━━━ Entries provided
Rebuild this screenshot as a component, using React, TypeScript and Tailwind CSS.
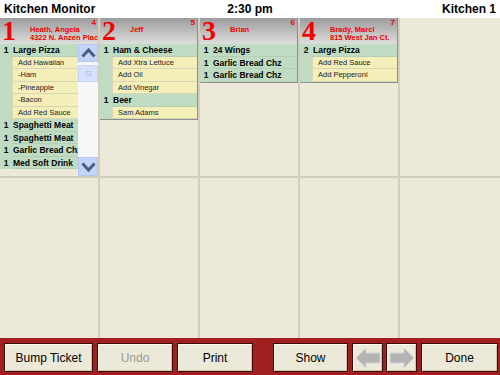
import React from 'react'

type Line = { qty?: number; text: string }

type Ticket = {
    seat: number
    order: number
    name: string
    address?: string
    lines: Line[]
    scroll?: boolean
}

const tickets: Ticket[] = [
    {
        seat: 1,
        order: 4,
        name: 'Heath, Angela',
        address: '4322 N. Anzen Place',
        scroll: true,
        lines: [
            { qty: 1, text: 'Large Pizza' },
            { text: 'Add Hawaiian' },
            { text: '-Ham' },
            { text: '-Pineapple' },
            { text: '-Bacon' },
            { text: 'Add Red Sauce' },
            { qty: 1, text: 'Spaghetti Meat' },
            { qty: 1, text: 'Spaghetti Meat' },
            { qty: 1, text: 'Garlic Bread Chz' },
            { qty: 1, text: 'Med Soft Drink' }
        ]
    },
    {
        seat: 2,
        order: 5,
        name: 'Jeff',
        lines: [
            { qty: 1, text: 'Ham & Cheese' },
            { text: 'Add Xtra Lettuce' },
            { text: 'Add Oil' },
            { text: 'Add Vinegar' },
            { qty: 1, text: 'Beer' },
            { text: 'Sam Adams' }
        ]
    },
    {
        seat: 3,
        order: 6,
        name: 'Brian',
        lines: [
            { qty: 1, text: '24 Wings' },
            { qty: 1, text: 'Garlic Bread Chz' },
            { qty: 1, text: 'Garlic Bread Chz' }
        ]
    },
    {
        seat: 4,
        order: 7,
        name: 'Brady, Marci',
        address: '815 West Jan Ct.',
        lines: [
            { qty: 2, text: 'Large Pizza' },
            { text: 'Add Red Sauce' },
            { text: 'Add Pepperoni' }
        ]
    }
]

function Chevron({ up }: { up: boolean }) {
    return (
        <svg width="15" height="10" viewBox="0 0 15 10">
            <polyline
                points={up ? '1.5,8.5 7.5,2 13.5,8.5' : '1.5,1.5 7.5,8 13.5,1.5'}
                fill="none"
                stroke="#4a5d85"
                strokeWidth="3"
            />
        </svg>
    )
}

function ScrollBar() {
    return (
        <div className="w-[20px] flex flex-col bg-[#f7f7f7]">
            <div className="h-[18px] bg-[#c3d3fa] flex items-center justify-center border border-[#b6c6ef]">
                <Chevron up />
            </div>
            <div className="mt-[3px] h-[17px] bg-[#d6e1fb] border border-[#c6d3f3] flex items-center justify-center">
                <div className="w-[5px] h-[5px] border border-[#b9c7ea]" />
            </div>
            <div className="flex-1" />
            <div className="h-[19px] bg-[#c3d3fa] flex items-center justify-center border border-[#b6c6ef]">
                <Chevron up={false} />
            </div>
        </div>
    )
}

function TicketLine({ line }: { line: Line }) {
    const item = line.qty !== undefined
    return (
        <div className="flex h-[12.5px] bg-[#bfdcc3]">
            <div className="w-[12px] shrink-0 text-center text-[8.5px] font-bold leading-[12.5px] text-black">
                {item ? line.qty : ''}
            </div>
            {item ? (
                <div className="flex-1 min-w-0 overflow-hidden whitespace-nowrap pl-[1px] text-[8.5px] font-bold leading-[12.5px] text-black border-b border-[#b3cfb6]">
                    {line.text}
                </div>
            ) : (
                <div className="flex-1 min-w-0 overflow-hidden whitespace-nowrap pl-[5px] bg-[#f4eeb9] text-[7.5px] leading-[12px] text-[#222] border-b border-l border-[#d9d5b4]">
                    {line.text}
                </div>
            )}
        </div>
    )
}

function TicketCard({ ticket }: { ticket: Ticket }) {
    return (
        <div
            className={
                ticket.scroll
                    ? 'w-[98px] h-full flex flex-col'
                    : 'w-[98px] flex flex-col border-r border-b border-[#8e8e8e]'
            }
        >
            <div className="relative h-[26px] shrink-0 flex bg-gradient-to-b from-[#9c9c9c] to-[#dedede]">
                <div className="w-[30px] h-[26px] shrink-0 pl-[2px] font-['Liberation_Serif',serif] font-bold text-[28px] leading-[26px] text-[#f20000]">
                    {ticket.seat}
                </div>
                <div className="flex-1 min-w-0 pt-[8px] text-[7.5px] font-bold leading-[7.5px] text-[#f20000] whitespace-nowrap overflow-hidden">
                    <div>{ticket.name}</div>
                    {ticket.address && <div>{ticket.address}</div>}
                </div>
                <span className="absolute right-[2px] top-[1px] text-[8px] font-bold leading-[8px] text-[#f20000]">
                    {ticket.order}
                </span>
            </div>
            <div className="flex flex-1 min-h-0">
                <div className="flex-1 min-w-0 flex flex-col">
                    {ticket.lines.map((line, i) => (
                        <TicketLine key={i} line={line} />
                    ))}
                </div>
                {ticket.scroll && <ScrollBar />}
            </div>
        </div>
    )
}

function ArrowIcon({ left }: { left: boolean }) {
    return (
        <svg width="26" height="22" viewBox="0 0 26 22">
            <polygon
                points={
                    left
                        ? '1,11 11,1 11,6 25,6 25,16 11,16 11,21'
                        : '25,11 15,1 15,6 1,6 1,16 15,16 15,21'
                }
                fill="#b4b4b4"
                stroke="#d6d6d6"
                strokeWidth="1"
            />
        </svg>
    )
}

const btn =
    'h-[29px] bg-[#ece9d8] border border-[#3c0c0c] shadow-[inset_1px_1px_0_#fbfaf3,inset_-1px_-1px_0_#c9c4ad] flex items-center justify-center text-[12px]'

export default function App() {
    const cells = Array.from({ length: 10 }, (_, i) => i)

    return (
        <div className="w-[500px] h-[375px] flex flex-col overflow-hidden bg-[#ece9d8] font-['Liberation_Sans',Arial,sans-serif]">
            <div className="h-[18px] shrink-0 bg-white grid grid-cols-3 items-center px-[4px] text-[12px] font-bold text-black">
                <span>Kitchen Monitor</span>
                <span className="text-center">2:30 pm</span>
                <span className="text-right">Kitchen 1</span>
            </div>

            <div className="h-[320px] shrink-0 grid grid-cols-[100px_100px_100px_100px_100px] grid-rows-2">
                {cells.map((i) => (
                    <div
                        key={i}
                        className={
                            (i % 5 === 4 ? '' : 'border-r-2 ') +
                            (i < 5 ? 'border-b-2 ' : '') +
                            'border-[#d3cebb] overflow-hidden'
                        }
                    >
                        {i < 4 && <TicketCard ticket={tickets[i]} />}
                    </div>
                ))}
            </div>

            <div className="flex-1 bg-[#a21f1f] flex items-start pt-[5px] pl-[4px] text-black">
                <button className={btn + ' w-[89px]'}>Bump Ticket</button>
                <button className={btn + ' w-[76px] ml-[4px] text-[#9a9a9a]'}>Undo</button>
                <button className={btn + ' w-[76px] ml-[4px]'}>Print</button>
                <button className={btn + ' w-[75px] ml-[20px]'}>Show</button>
                <button className={btn + ' w-[31px] ml-[4px]'}>
                    <ArrowIcon left />
                </button>
                <button className={btn + ' w-[31px] ml-[3px]'}>
                    <ArrowIcon left={false} />
                </button>
                <button className={btn + ' w-[77px] ml-[4px]'}>Done</button>
            </div>
        </div>
    )
}
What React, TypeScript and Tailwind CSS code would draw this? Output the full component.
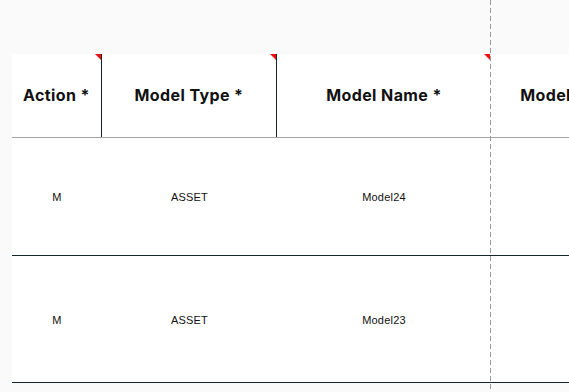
import React from "react";

const cols = [
  { label: "Action *", w: "w-[90px]" },
  { label: "Model Type *", w: "w-[175px]" },
  { label: "Model Name *", w: "w-[214px]" },
  { label: "Model Description", w: "w-[208px]" },
];

const rows = [
  { h: "h-[118px]", cells: ["M", "ASSET", "Model24", ""] },
  { h: "h-[127px]", cells: ["M", "ASSET", "Model23", ""] },
];

export default function App() {
  return (
    <div className="relative w-[569px] h-[392px] overflow-hidden bg-[#fafafa] pt-[54px] pl-[12px]">
      <div className="w-[700px] bg-white flex flex-col">
        <div className="flex h-[84px] border-b border-[#a3a3a3]">
          {cols.map((c, i) => (
            <div
              key={i}
              className={`${c.w} shrink-0 relative flex items-center justify-center ${i < 2 ? "border-r border-[#12262a]" : ""}`}
              style={{ fontFamily: "Inter, 'Liberation Sans', sans-serif" }}
            >
              {i < 3 && (
                <div className={`absolute top-0 ${i < 2 ? "right-0" : "right-[1px]"} w-0 h-0 border-t-[6px] border-t-[#ee1111] border-l-[6px] border-l-transparent`} />
              )}
              <span className="text-[16px] font-bold tracking-[0.4px] text-[#111] whitespace-nowrap pb-[1px]">{c.label}</span>
            </div>
          ))}
        </div>
        {rows.map((r, ri) => (
          <div key={ri} className={`flex ${r.h} border-b border-[#12262a]`}>
            {r.cells.map((t, ci) => (
              <div
                key={ci}
                className={`${cols[ci].w} shrink-0 flex items-center justify-center pt-[2px] text-[11px] tracking-[0.2px] text-[#111]`}
                style={{ fontFamily: "'Liberation Sans', Arial, sans-serif" }}
              >
                {t}
              </div>
            ))}
          </div>
        ))}
      </div>
      <div className="absolute top-0 bottom-0 left-[490px] w-[1px] bg-[repeating-linear-gradient(to_bottom,#9a9a9a_0px,#9a9a9a_5px,transparent_5px,transparent_8px)]" />
    </div>
  );
}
━━━━━━
■ Task objective ■
In the records, locate each line holding the string "component" and copy it.

■ Task solution ■
Rebuild this screenshot as a component, using React, TypeScript and Tailwind CSS.
What React, TypeScript and Tailwind CSS code would draw this? Output the full component.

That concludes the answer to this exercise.